Lastly, thrust into this classification of actions, in deference to Gaius, are one or two topics which would have been better discussed in some other place. The thirty-second section, which corresponds with Gaius iv. 52, should properly form part of Title 17 ('de officio iudicis'); and the explanation of the effects of plus and minus petitio, and of erroneous as distinct from over claim (§§ 33-35, corresponding with Gaius iv. 53-60), which really is a matter of Procedure, might be placed in several of the following Titles as appropriately as here.

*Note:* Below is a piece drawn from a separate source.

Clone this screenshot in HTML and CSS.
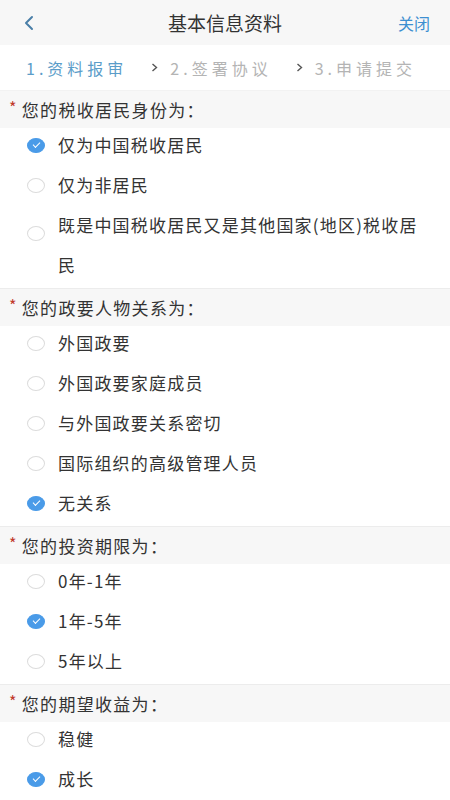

In the seventh Title are explained the so called 'actiones adiectitiae qualitatis,' by which the Praetor had tempered the inequitable doctrine of the civil law that a master or paterfamilias, though entitled to all benefit under the contracts of his slaves or children in power, could in no case be sued upon them. By the actiones quod iussu, exercitoria, and institoria the superior became liable in solidum whenever it could be shown that he had directed or authorized the contract. Where a slave or filiusfamilias embarked a peculium in trade with his master's or father's knowledge, and became insolvent, the master or father was permitted to distribute the assets among the creditors, though any one of them who was dissatisfied with such distribution was enabled by the actio tributoria to bring it under judicial review: if the pater or dominus was himself a creditor, he was entitled to no larger dividend than the rest. Where, on the other hand, the slave or son made the contract without the superior's knowledge, the latter was liable in person by the actio de in rem verso so far as the transaction had resulted in a benefit to himself; otherwise he could be compelled only to surrender the peculium, and had the privilege of 1 Excursus X inf.